Proses pembuatan kapal pinisi di Tanah Beru, Bulukumba (Foto : wisatabulukumba.blogspot.com)
Proses pembuatan kapal pinisi pun menggunakan cara-cara tradisional dengan menggunakan tangan langsung dan tanpa mesin, sehingga membutuhkan waktu yang tak sebentar bahkan dapat memakan waktu hingga bertahun tahun lamanya. Uniknya juga, kapal pinisi dalam pembuatannya tidak memakai paku sebagai perekat, melainkan memakai sisa kayu-kayu dari pembuatan kapal.

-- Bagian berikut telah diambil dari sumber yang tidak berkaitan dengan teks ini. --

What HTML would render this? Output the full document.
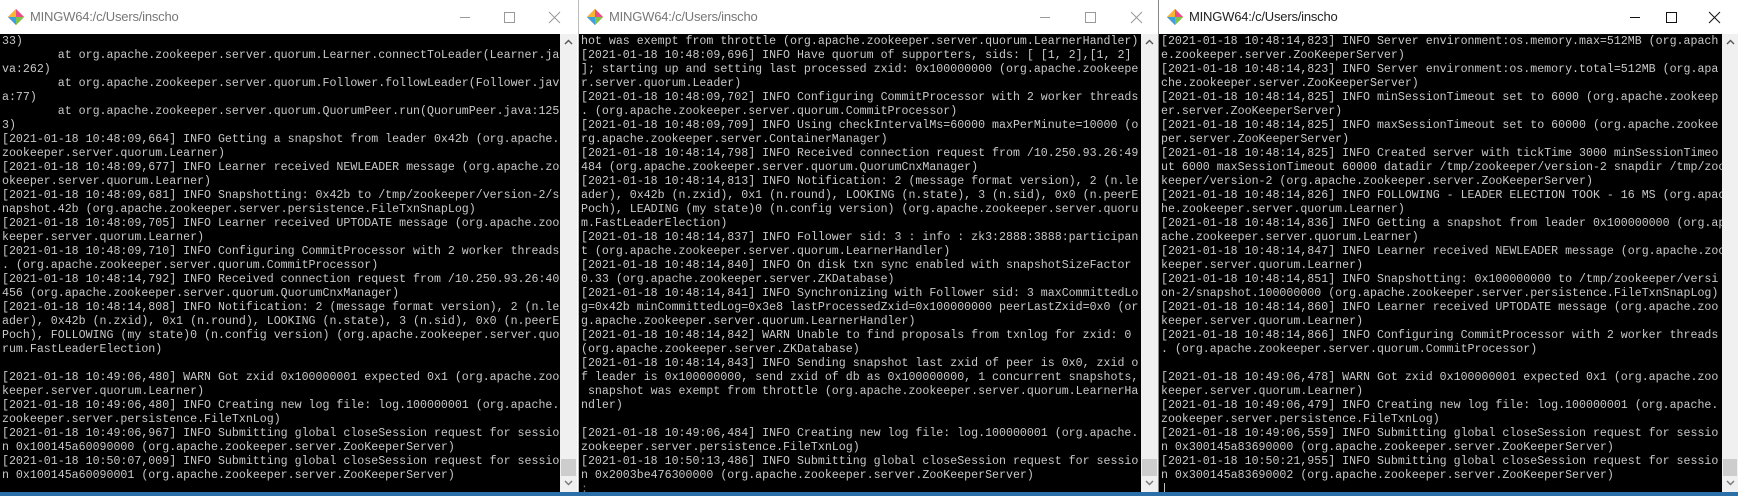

Selain teknik pembuatannya yang terbilang modern di masa lalu, pembuatan kapal pinisi pun sarat akan nilai-nilai budaya dan tradisi. Di mana, pencarian dan pemotongan kayu yang akan digunakan untuk membuat kapal pinisi akan dilakukan dengan mempertimbangkan hari baik. Hari-hari baik yang dimaksud biasanya jatuh pada hari ke 5 dan ke 7 pada bulan berjalan. Angka 5 (naparilimai dalle’na) dalam Bahasa Bugis berarti rezeki sudah di tangan, sedangkan angka 7 (natujuangngi dalle’na) yang berarti selalu dapat rezeki. Kemudian kepala tukang yang biasa dipanggil “punggawa” memimpin pencarian kayu untuk pembuatan kapal.
Begitupun halnya pada saat kapal mulai dibuat dan siap diluncurkan ke laut, maka akan diadakan ritual khusus diawali dengan upacara adat Appasili, yakni ritual yang bertujuan untuk menolak bala. Ritual pelepasan biasanya juga disertai dengan penyembelihan hewan seperti sapi atau kambing.
Para pembuat kapal pinisi ini umumnya orang-orang yang berasal dari Kampung Ara, Tana Lemo dan Bira, yang lahir secara turun temurun mewarisi tradisi kelautan nenek moyang mereka.
Karakteristik kapal pinisi memiliki dua tiang layar utama dan tujuh buah layar, yang menyimbolkan bahwa nenek moyang bangsa Indonesia tangguh dan mampu mengarungi tujuh samudra di dunia. Selama berabad-abad, kapal pinisi telah berhasil mengarungi lautan dan samudra hingga ke berbagai belahan dunia, mulai dari Filipina, Kamboja, Vietnam, Jepang, Tiongkok, Australia, Srilanka, Madagaskar, hingga Kanada berhasil disambangi kapal yang dibangun oleh suku Konjo yang merupakankelompok sub etnis Bugis yang sebagian besar tinggal di Kabupaten Bulukumba, yang berjarak ± 192 km dari Makassar ibukota prov. Sulawesi Selatan,
Kapal Pinisi untuk Wisata
Salah satu fasilitas mewah diatas kapal wisata pinisi (Foto : wordpress.com)
Meski awal keberadaan dimaksudkan untuk tujuan bisnis dan dagang, namun kini kapal pinisi telah banyak pula difungsikan sebagai kapal wisata dan terbukti menarik minat wisatawan.
Bahkan kini kapal wisata pinisi telah didesain khusus dan mewah layaknya fasilitas sebuah hotel yang dilengkapi dengan kamar, restoran, ruang menonton dan karaoke serta fasilitas lainnya untuk memanjakan para tamu.
Salah seorang Direktur Marketing Sea Safari Cruise, Eva Tanudjaja mengungkapkan bahwa konsep wisata pinisi ini adalah perpaduan wisata alam dengan kemewahan.
"Mereka (tamu) bisa adventure (bertualang) di luar menikmati alam tapi ketika mereka balik ke kapal juga nyaman. Ini adalah hotel terapung yang enak," katanya.